Extract the lines that carry the string "with" from the listing.

═════ Data extract ═════

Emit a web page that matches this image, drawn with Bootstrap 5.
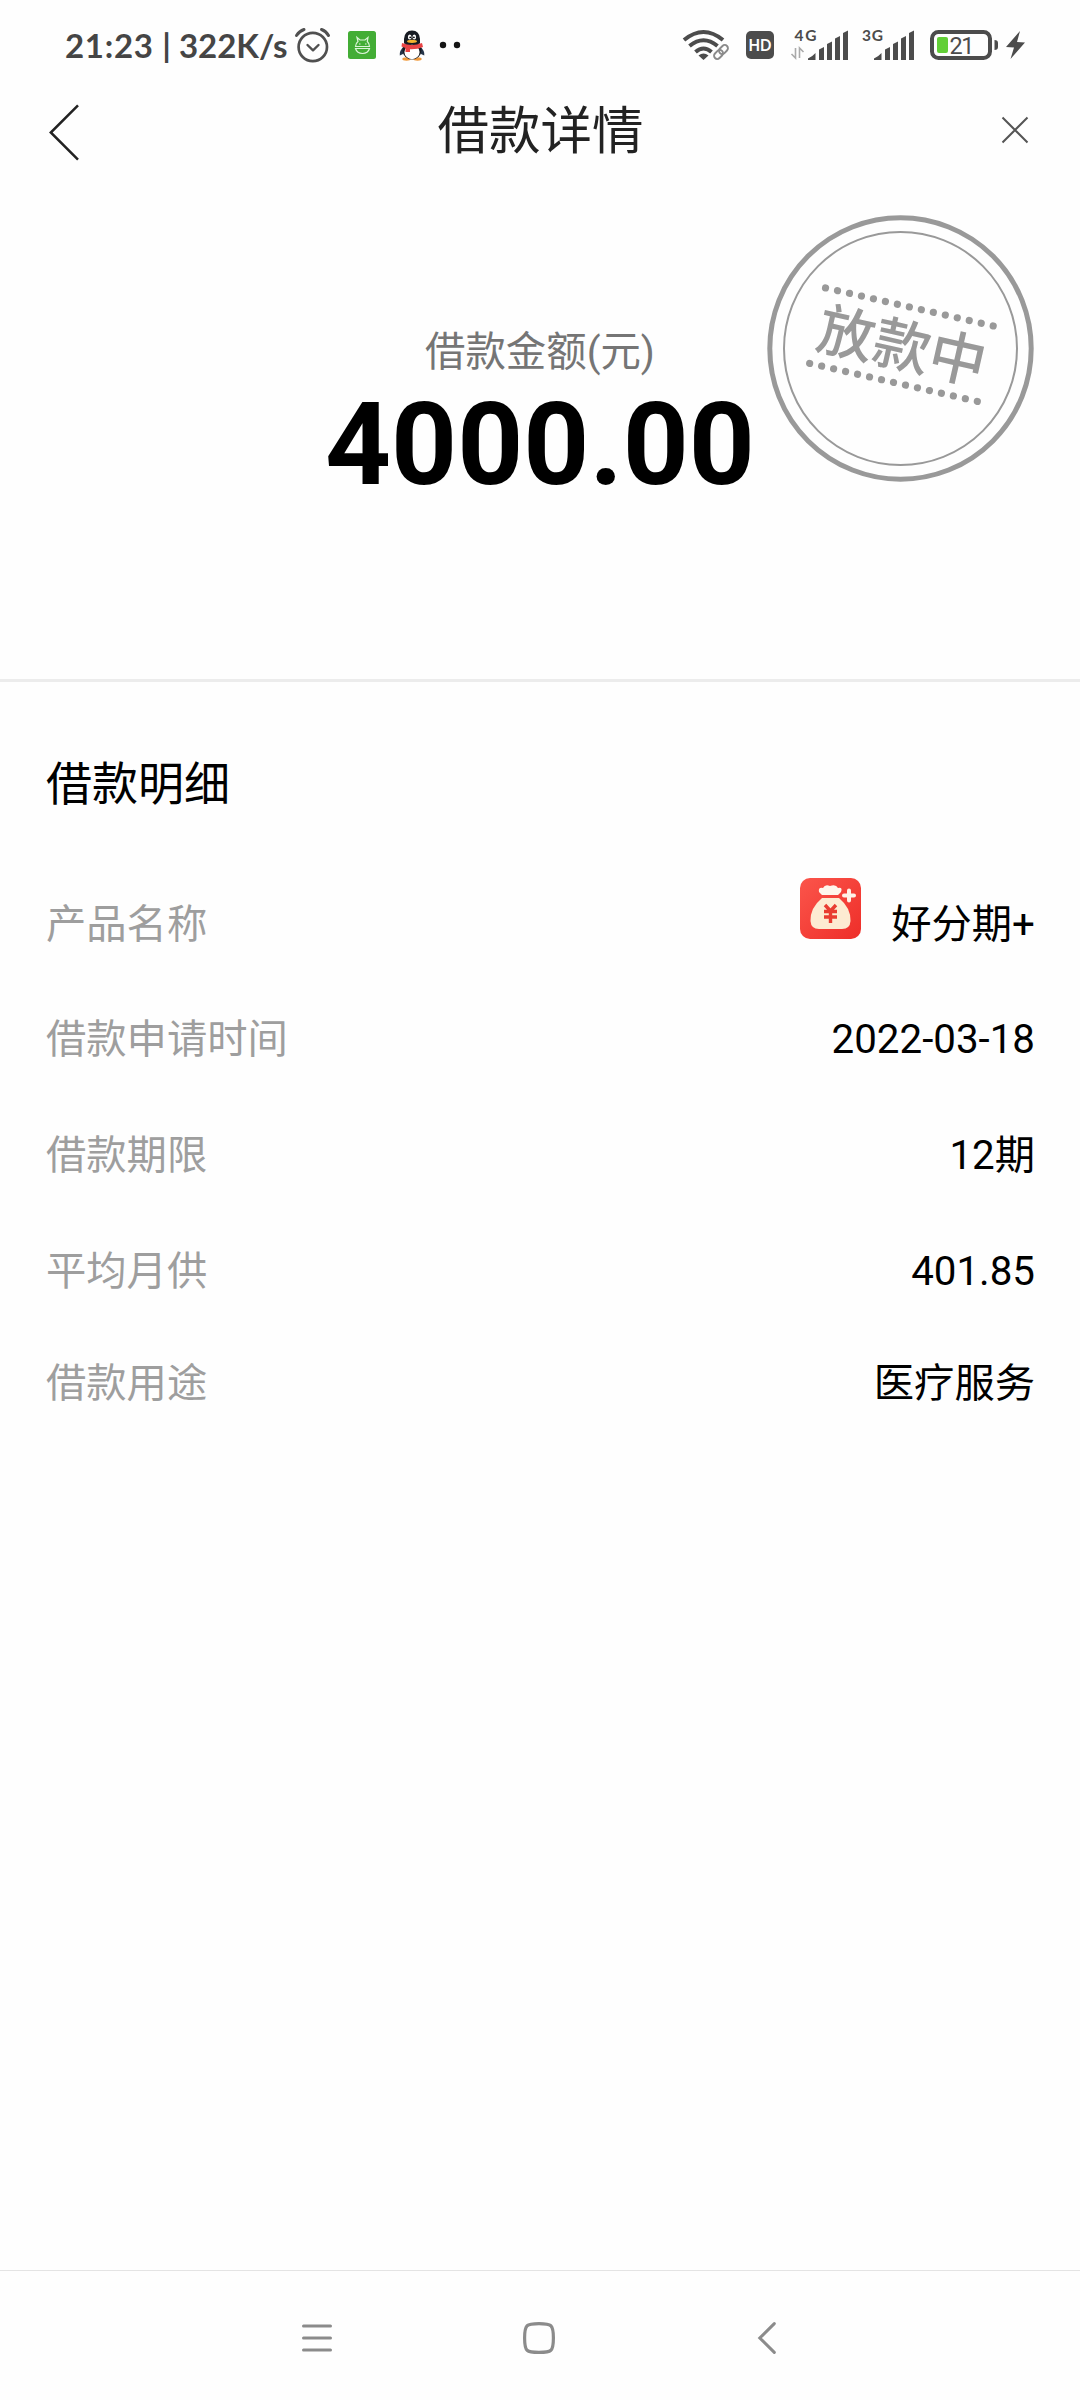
<!DOCTYPE html>
<html lang="zh-CN">
<head>
<meta charset="utf-8">
<meta name="viewport" content="width=device-width, initial-scale=1">
<title>借款详情</title>
<link href="https://cdn.jsdelivr.net/npm/bootstrap@5.3.0/dist/css/bootstrap.min.css" rel="stylesheet">
<style>
  body { font-family: Roboto, "Noto Sans CJK SC", sans-serif; background: #fefefe; color: #000; }
  svg { display: block; flex: none; overflow: visible; }
  .screen { width: 1080px; height: 2400px; }
  .status { height: 90px; padding-left: 65px; color: #454545; }
  .clock { font: 700 33px/40px Lato, sans-serif; width: 230px; white-space: pre; }
  .clock span { letter-spacing: .7px; }
  .ic-robot { margin-left: 18px; }
  .ic-penguin { margin-left: 23px; }
  .ic-dots { margin-left: 14px; }
  .ic-wifi { margin-left: 222px; }
  .ic-hd, .ic-sim1 { margin-left: 17px; }
  .ic-sim2 { margin-left: 14px; }
  .ic-battery { margin-left: 16px; }
  .ic-bolt { margin-left: 8px; }
  .titlebar { height: 80px; padding: 3px 52px 0 49px; color: #222; }
  .titlebar h1 { font-size: 51.5px; line-height: 77px; font-weight: 400; }
  .titlebar .ic-close { margin-bottom: 3px; }
  .hero { height: 512px; padding-top: 155px; border-bottom: 3px solid #ececec; }
  .caption { font-size: 40.4px; line-height: 56px; color: #757575; }
  .amount { font-size: 115.200px; line-height: 128px; font-weight: 700; }
  .stamp { top: 45px; right: 46px; }
  .details { padding: 72px 45px 0 46px; }
  .details h2 { font-size: 46px; line-height: 60px; font-weight: 400; margin: 0 0 53px; }
  .line { height: 115.6px; font-size: 40.3px; line-height: 60px; }
  .line:last-child { margin-top: -3.4px; }
  .line dt { font-weight: 400; color: #9e9e9e; }
  .line dd { margin: 0; }
  .logo { margin: -32px 30px 0 0; }
  .sysnav { height: 130px; border-top: 1px solid #e4e4e4; padding: 51px 304px 0 302px; }
  .sysnav .home { margin-right: 12px; }
</style>
<script src="https://cdn.jsdelivr.net/npm/bootstrap@5.3.0/dist/js/bootstrap.bundle.min.js"></script>
</head>
<body>
<div class="screen d-flex flex-column">
  <header>
    <div class="status d-flex align-items-center">
      <span class="clock"><span>21:23 </span>| 322K/s</span>
      <!-- alarm -->
      <svg width="35" height="35" viewBox="0 0 35 35" fill="none" stroke="#505050" stroke-width="2.7" stroke-linecap="round" stroke-linejoin="round"><circle cx="17.8" cy="19" r="14.2"/><path d="M12.5 17l5.5 5.3 5.5-5.3" stroke-width="2.4"/><path d="M1.500 7.500Q4.500 3 9 1.500M26.500 1.500Q31 3 33.500 7.500" stroke-width="3"/></svg>
      <!-- green robot -->
      <svg class="ic-robot" width="28" height="28" viewBox="0 0 28 28"><rect width="28" height="28" rx="2.500" fill="#43ad35"/><g fill="none" stroke="#dcf4d8" stroke-width="1.200"><path d="M9 6.500l1 4Q7.500 12.500 7.500 15.500H21.500Q21.500 12.500 19.300 10.500l.7-4-3 2.500h-5zM7.500 17.500Q9 22.500 14.500 22.500 20 22.500 21.500 17.500zM11 13h1.500M17 13h1.500"/></g></svg>
      <!-- penguin -->
      <svg class="ic-penguin" width="26" height="31" viewBox="0 0 26 31"><path d="M5 16Q0 21 .8 25.500l3.200-1.500M21 16q5 5 4.300 9.500L22 24" fill="#253449"/><ellipse cx="7.500" cy="29" rx="4.200" ry="1.700" fill="#f09a3c"/><ellipse cx="18.500" cy="29" rx="4.200" ry="1.700" fill="#f09a3c"/><ellipse cx="13" cy="20" rx="9.500" ry="9.500" fill="#171b22"/><ellipse cx="13" cy="22" rx="7.600" ry="7.200" fill="#fff"/><path d="M5 13.500V9Q5.500.5 13 .5T21 9v4.500z" fill="#171b22"/><ellipse cx="10.700" cy="7" rx="1.800" ry="2.500" fill="#fff"/><ellipse cx="15.300" cy="7" rx="1.800" ry="2.500" fill="#fff"/><circle cx="11.200" cy="7.300" r=".9"/><circle cx="14.900" cy="7.300" r=".9"/><ellipse cx="13" cy="11.300" rx="5" ry="1.600" fill="#f5b32f"/><path d="M3 13q10 4 20 0l1 4q-6 2.500-13 2.200V22H6.500v-4L2.500 16.500z" fill="#e84445"/></svg>
      <svg class="ic-dots" width="22" height="8" viewBox="0 0 22 8"><circle cx="4" cy="4" r="3.200" fill="#151515"/><circle cx="18" cy="4" r="3.200" fill="#151515"/></svg>
      <!-- wifi with link -->
      <svg class="ic-wifi" width="46" height="30" viewBox="0 0 46 30" fill="none" stroke="#4c4c4c" stroke-width="4"><path d="M1 10Q20.500-6 40 10M6.500 16Q20.500 4.500 34.500 16M12.500 22Q20.500 15 28.500 22"/><path d="M15.500 25.500Q20.500 21.500 25.500 25.500L20.500 30z" fill="#4c4c4c" stroke="none"/><g stroke="#8a8a8a" stroke-width="1.900" transform="translate(38 22) rotate(-45)"><rect x="-8.500" y="-3.200" width="10" height="6.400" rx="3.200"/><rect x="-1.500" y="-3.200" width="10" height="6.400" rx="3.200"/></g></svg>
      <svg class="ic-hd" width="28" height="28" viewBox="0 0 28 28"><rect width="28" height="28" rx="5" fill="#4c4c4c"/><text x="14" y="20.300" text-anchor="middle" textLength="23" lengthAdjust="spacingAndGlyphs" font-family="Lato" font-weight="700" font-size="17" fill="#fff">HD</text></svg>
      <!-- signal meters -->
      <svg class="ic-sim1" width="57" height="31" viewBox="0 0 57 31" fill="#4c4c4c"><text x="3.500" y="11" textLength="22" font-family="Lato" font-weight="700" font-size="15.500">4G</text><path d="M4.500 18v10L.5 24M8.500 28V18l4 4" fill="none" stroke="#aaa" stroke-width="1.600"/><path d="M17 30V28.500Q22 26 24.500 23V30zM28 19.500l5-2.500V30h-5zM36 14l5-2.500V30h-5zM44 8.500l5-2.500V30h-5zM52 3l5-2.500V30h-5z"/></svg>
      <svg class="ic-sim2" width="52" height="31" viewBox="0 0 52 31" fill="#4c4c4c"><text x="0" y="11" textLength="21" font-family="Lato" font-weight="700" font-size="15.500">3G</text><path d="M12 30V28.500Q17 26 19.500 23V30zM23 19.500l5-2.500V30h-5zM31 14l5-2.500V30h-5zM39 8.500l5-2.500V30h-5zM47 3l5-2.500V30h-5z"/></svg>
      <!-- battery -->
      <svg class="ic-battery" width="68" height="30" viewBox="0 0 68 30"><rect x="2" y="2" width="58" height="26" rx="6.500" fill="none" stroke="#4c4c4c" stroke-width="4"/><rect x="7" y="7" width="11" height="16" rx="2" fill="#62cf37"/><path d="M64.500 10q3.500 0 3.500 3v4q0 3-3.500 3z" fill="#4c4c4c"/><text x="19.500" y="24" textLength="25" font-family="Roboto" font-size="23.500" fill="#4c4c4c">21</text></svg>
      <svg class="ic-bolt" width="19" height="28" viewBox="0 0 19 28"><path d="M14 0L0 16l8 .5L4.500 28 19 11.500l-8-.5z" fill="#4c4c4c"/></svg>
    </div>
    <div class="titlebar d-flex align-items-center justify-content-between">
      <svg width="30" height="56" viewBox="0 0 30 56" fill="none" stroke="#222" stroke-width="2.500"><path d="M29 1.300L1.800 28.500 29 55.700"/></svg>
      <h1 class="m-0">借款详情</h1>
      <svg class="ic-close" width="26" height="26" viewBox="0 0 26 26" stroke="#555" stroke-width="2"><path d="M.5.5l25 25M25.500.5l-25 25"/></svg>
    </div>
  </header>

  <section class="hero position-relative text-center">
    <div class="caption">借款金额(元)</div>
    <div class="amount">4000.00</div>
    <svg class="stamp position-absolute" width="267" height="267" viewBox="-133.500 -133.500 267 267" fill="none" stroke="#999">
      <circle r="130.700" stroke-width="5"/><circle r="116.500" stroke-width="2"/>
      <g transform="rotate(12.770)">
        <g stroke-width="7.200" stroke-linecap="round" stroke-dasharray="0 12.280"><path d="M-86.500-42.500H86"/><path d="M-85.300 34.600H87.200"/></g>
        <text x="1" y="18" text-anchor="middle" font-family="Noto Sans CJK SC" font-weight="500" font-size="57" fill="#999" stroke="none">放款中</text>
      </g>
    </svg>
  </section>

  <main class="details flex-grow-1">
    <h2>借款明细</h2>
    <dl class="m-0">
      <div class="line d-flex justify-content-between align-items-center"><dt>产品名称</dt><dd class="d-flex align-items-center">
        <svg class="logo" width="61" height="61" viewBox="0 0 61 61">
          <defs><linearGradient id="red" x1="0" y1="0" x2="1" y2="1"><stop stop-color="#fb554b"/><stop offset="1" stop-color="#ee2e29"/></linearGradient></defs>
          <rect width="61" height="61" rx="10" fill="url(#red)"/>
          <path d="M19 14Q18 9 23 10q2-4 7-2 6-2 8 2 5-1 3 4l-3 3H22z" fill="#fff6ec"/>
          <path d="M22 20H39Q51 30 50.500 43 50 51 42 51H19Q11 51 10.500 43 10 30 22 20z" fill="#fdebd2"/>
          <path d="M49 12.500v10M44 17.500h10" stroke="#fff1e8" stroke-width="4" stroke-linecap="round"/>
          <path d="M25 27l5.500 6L36 27M24 33.500h13M24 39h13M30.500 33v12" fill="none" stroke="#e93c31" stroke-width="3.400"/>
        </svg><span>好分期+</span></dd></div>
      <div class="line d-flex justify-content-between align-items-center"><dt>借款申请时间</dt><dd>2022-03-18</dd></div>
      <div class="line d-flex justify-content-between align-items-center"><dt>借款期限</dt><dd>12期</dd></div>
      <div class="line d-flex justify-content-between align-items-center"><dt>平均月供</dt><dd>401.85</dd></div>
      <div class="line d-flex justify-content-between align-items-center"><dt>借款用途</dt><dd>医疗服务</dd></div>
    </dl>
  </main>

  <nav class="sysnav d-flex justify-content-between align-items-start">
    <svg width="30" height="32" viewBox="0 0 30 32" stroke="#8b8b8b" stroke-width="3" stroke-linecap="round"><path d="M1.500 4h27M1.500 16h27M1.500 28h27"/></svg>
    <svg class="home" width="32" height="32" viewBox="0 0 32 32" fill="none" stroke="#8b8b8b" stroke-width="3.200"><path d="M16 1.600C28.500 1.600 30.400 2.500 30.400 16S28.500 30.400 16 30.400 1.600 29.500 1.600 16 3.500 1.600 16 1.600z"/></svg>
    <svg width="18" height="32" viewBox="0 0 18 32" fill="none" stroke="#8b8b8b" stroke-width="3" stroke-linecap="round"><path d="M16.300 1.600L1.800 16l14.500 14.400"/></svg>
  </nav>
</div>
</body>
</html>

═════

→ **Finished exercise**
Emit a web page that matches this image, drawn with Bootstrap 5.
      <!-- wifi with link -->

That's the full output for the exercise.